COMPIÈGNE - Un mur de béton clair, enchâssant deux monuments aux morts plus anciens, s’étire le long de l’avenue des Martyrs de la Liberté. Quelques ouvertures ménagent des vues sur les trois baraquements rescapés de l’ancien camp de rétention de Royallieu. Là, dans le « Frontstalag 122 », situé à 3 km de la gare de Compiègne (Oise), plus de 40 000 personnes ont été internées par les Allemands entre 1941 et 1944. L’ancienne caserne militaire, construite en 1913, était devenue l’un des 200 camps destinés à l’emprisonnement des résistants et Juifs. Plusieurs convois en sont partis vers les camps de la mort, dont celui dit des « tatoués » du 27 avril 1944 qui emmena par erreur à Auschwitz-Birkenau 1 700 résistants – le camp n’était destiné qu’aux Juifs –, dont le poète Robert Desnos, mort d’épuisement en 1945 lors de la libération du camp de Terezin où il avait été transféré.
Royallieu a été l’un de ces camps, où les prisonniers n’étaient qu’en transit. Dès la fin de la guerre, l’armée française s’est réinstallée dans les lieux qu’elle n’a quittés qu’en 1997. Les vingt hectares ont été cédés à la ville avant d’être rasés pour faire place à une opération d’urbanisme en cours. Seuls trois bâtiments ont été sauvés : ils abritent désormais le Mémorial de l’internement et de la déportation. Restait à écrire l’Histoire à partir de ce lieu, en gardant en tête la formule de l’historien Pierre Nora : « La mémoire divise, l’Histoire rassemble ». Côté architecture et scénographie, un concours a désigné en 2005 Jean-Jacques Raynaud qui avait déjà participé à la conception de la scénographie de l’Historial de la Grande Guerre à Péronne (Somme). Contraint par un budget de 4 millions d’euros pour un site de 2 hectares, celui-ci a opté pour la modestie. Hormis la sobre façade, qui permet une mise à distance avec la ville et héberge les espaces d’accueil, son intervention est discrète. L’architecte a, en effet, privilégié une démarche remettant à nu les murs et les sols de la caserne, en enlevant plutôt qu’en ajoutant, tout en conservant les différentes stratifications, graffitis ou fresques d’époques. Une attitude similaire a été adoptée pour la mise en valeur d’un tunnel d’évasion, découvert de manière fortuite, et protégé par une cabane en bardage de métal.

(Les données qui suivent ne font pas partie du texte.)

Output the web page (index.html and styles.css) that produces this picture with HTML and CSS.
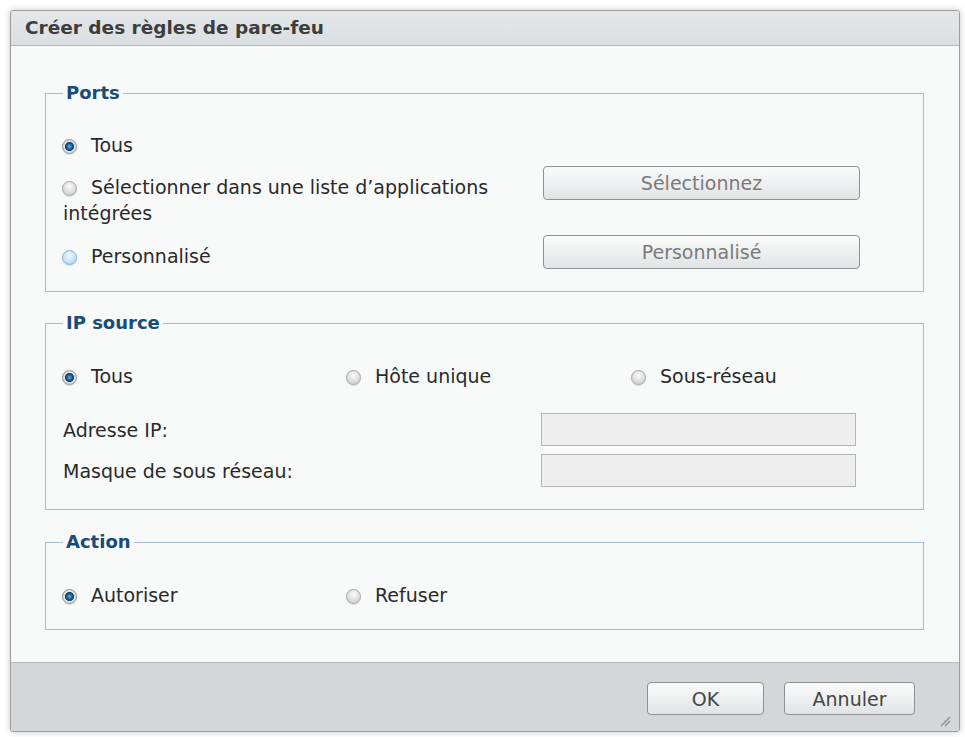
FILE: index.html
```html
<!DOCTYPE html>
<html lang="fr">
  <head>
    <meta charset="UTF-8" />
    <title>Créer des règles de pare-feu</title>
    <link rel="stylesheet" href="styles.css">
  </head>
  <body>
    <div class="dialog">
      <div class="dialog-title">Créer des règles de pare-feu</div>

      <div class="dialog-body">
        <!-- Ports -->
        <fieldset class="group group-ports">
          <legend>Ports</legend>
          <div class="port-row">
            <label class="radio"><span class="radio-dot checked"></span>Tous</label>
          </div>
          <div class="port-row port-row-btn">
            <label class="radio"><span class="radio-dot"></span>Sélectionner dans une liste d’applications intégrées</label>
            <button type="button" class="btn btn-wide">Sélectionnez</button>
          </div>
          <div class="port-row port-row-btn">
            <label class="radio"><span class="radio-dot hover"></span>Personnalisé</label>
            <button type="button" class="btn btn-wide">Personnalisé</button>
          </div>
        </fieldset>

        <!-- IP source -->
        <fieldset class="group group-ip">
          <legend>IP source</legend>
          <div class="radio-line">
            <label class="radio"><span class="radio-dot checked"></span>Tous</label>
            <label class="radio"><span class="radio-dot"></span>Hôte unique</label>
            <label class="radio"><span class="radio-dot"></span>Sous-réseau</label>
          </div>
          <div class="field-row">
            <span class="field-label">Adresse IP:</span>
            <input type="text" class="field-input" disabled />
          </div>
          <div class="field-row field-row-next">
            <span class="field-label">Masque de sous réseau:</span>
            <input type="text" class="field-input" disabled />
          </div>
        </fieldset>

        <!-- Action -->
        <fieldset class="group group-action">
          <legend>Action</legend>
          <div class="radio-line">
            <label class="radio"><span class="radio-dot checked"></span>Autoriser</label>
            <label class="radio"><span class="radio-dot"></span>Refuser</label>
          </div>
        </fieldset>
      </div>

      <div class="dialog-footer">
        <button type="button" class="btn btn-ok">OK</button>
        <button type="button" class="btn btn-cancel">Annuler</button>
      </div>

      <svg class="grip" width="12" height="12" viewBox="0 0 12 12">
        <line x1="2" y1="11" x2="11" y2="2" stroke="#8c8f92" stroke-width="1.2" />
        <line x1="6" y1="11" x2="11" y2="6" stroke="#8c8f92" stroke-width="1.2" />
      </svg>
    </div>
  </body>
</html>
```

FILE: styles.css
```css
* {
  box-sizing: border-box;
}

body {
  margin: 0;
  background: #ffffff;
  font-family: "DejaVu Sans", Verdana, sans-serif;
  font-size: 19px;
  color: #2a2a2a;
}

/* fenêtre */
.dialog {
  position: relative;
  width: 950px;
  height: 722px;
  margin: 10px;
  display: flex;
  flex-direction: column;
  border: 1px solid #9d9d9d;
  border-radius: 3px;
  background: #f8f9f9;
  box-shadow: 0 0 7px rgba(0, 0, 0, 0.22);
  overflow: hidden;
}

.dialog-title {
  height: 35px;
  line-height: 34px;
  padding-left: 14px;
  flex-shrink: 0;
  background: linear-gradient(#e4e7ea, #dbdfe2);
  border-bottom: 1px solid #b3b7ba;
  font-size: 18.5px;
  font-weight: bold;
  color: #3d3d3d;
}

.dialog-body {
  flex: 1;
  padding: 36px 35px 0 34px;
}

/* groupes */
.group {
  margin: 0;
  min-width: 0;
  border: 1px solid #a3bfd5;
  padding: 0 17px 22px;
}

.group legend {
  padding: 0 3px;
  line-height: 22px;
  font-size: 18px;
  font-weight: bold;
  color: #194b78;
}

.group-ports {
  padding-top: 28px;
}

.group-ip {
  margin-top: 20px;
  padding-top: 29px;
}

.group-action {
  margin-top: 21px;
  padding-top: 29px;
  padding-bottom: 21px;
}

/* boutons radio */
.radio {
  display: block;
  line-height: 26px;
}

.radio-dot {
  display: inline-block;
  width: 15px;
  height: 15px;
  margin-left: -1px;
  margin-right: 14px;
  vertical-align: -2px;
  border-radius: 50%;
  border: 1px solid #a5a5a5;
  background: radial-gradient(circle at 50% 35%, #fbfbfb, #c6c6c6);
  box-shadow: 0 1px 1px rgba(0, 0, 0, 0.12);
}

.radio-dot.checked {
  border-color: #979797;
  background: radial-gradient(circle at 50% 50%, #63b0e4 0, #2068a0 2.4px, #113f66 4.2px, #e9e9e9 4.9px, #c4c4c4 7.5px);
}

.radio-dot.hover {
  border-color: #82b3d8;
  background: radial-gradient(circle at 50% 35%, #f2f9ff, #a3d0f0);
}

/* Ports */
.port-row {
  display: grid;
  grid-template-columns: 470px 317px;
  column-gap: 10px;
  align-items: start;
  margin-bottom: 8px;
}

.port-row-btn .radio {
  padding-top: 8px;
}

.port-row-btn + .port-row-btn {
  margin-top: 9px;
}

.port-row:last-child {
  margin-bottom: 0;
}

/* IP source */
.radio-line {
  display: grid;
  grid-template-columns: 284px 285px 284px;
}

.field-row {
  display: grid;
  grid-template-columns: 478px 315px;
  align-items: center;
  margin-top: 24px;
}

.field-row-next {
  margin-top: 8px;
}

.field-input {
  height: 33px;
  margin: 0;
  border: 1px solid #b5b5b5;
  background: #eeeeee;
}

/* boutons */
.btn {
  height: 34px;
  padding: 0;
  border: 1px solid #8e9295;
  border-radius: 4px;
  background: linear-gradient(#fbfbfb, #e1e3e5);
  font-family: "DejaVu Sans", Verdana, sans-serif;
  font-size: 19px;
  color: #7a7a7a;
  cursor: pointer;
}

.btn-wide {
  width: 317px;
}

.dialog-footer {
  height: 69px;
  flex-shrink: 0;
  display: flex;
  justify-content: flex-end;
  gap: 20px;
  padding: 19px 44px 0 0;
  background: #d3d7da;
  border-top: 1px solid #b7bbbe;
}

.btn-ok,
.btn-cancel {
  height: 33px;
  color: #454545;
}

.btn-ok {
  width: 117px;
}

.btn-cancel {
  width: 131px;
}

.grip {
  position: absolute;
  right: 8px;
  bottom: 4px;
}
```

Sur cette enveloppe est venu se greffer le discours historique, conçu par Christian Delage, enseignant-chercheur à l’Université Paris 8 et à l’École des hautes études en sciences sociales (EHESS). Toutes les archives du camp ayant été détruites en 1944 par les Allemands, celui-ci a œuvré à partir du matériau collecté par la Fondation pour la Mémoire de la Déportation et la Mairie de Compiègne. Le parcours débute par une mise en perspective des armistices de 1918 et de 1940, qui ont eu tous deux pour cadre le wagon de la clairière de Rethondes, dans la forêt de Compiègne, ramené ensuite à Berlin par Hitler, comme symbole de la revanche. Sobre et pédagogique, évitant le registre de l’empathie même si l’émotion est inévitable, le propos vise à « sensibiliser de manière distanciée ». Les documents parlent souvent d’eux-mêmes, tel ce reportage d’un photographe allemand réalisé lors d’une rafle sur le Vieux port de Marseille, en 1943, où encore cette salle où sont réunis quelques dessins d’anciens internés. Quand ceux des Américains sont réalisés d’un trait relativement apaisé, ceux du Juif ukrainien Gotko sont exécutés d’une mine plus acérée et emprunts d’une profonde noirceur. Seule la dernière salle a fait l’objet d’une intervention architecturale prononcée. Un mur de refend y a été découpé à la scie pour former sept piliers, comme les sept camps d’extermination évoqués, au recto, par des images terribles filmées par les Américains lors de leur découverte, au verso, par des récits de déportés. Ainsi de cet extraordinaire témoignage d’Edmond Michelet – résistant qui deviendra ministre – racontant aux soldats américains avec énergie et dans un anglais parfait les conditions de détention à Dachau.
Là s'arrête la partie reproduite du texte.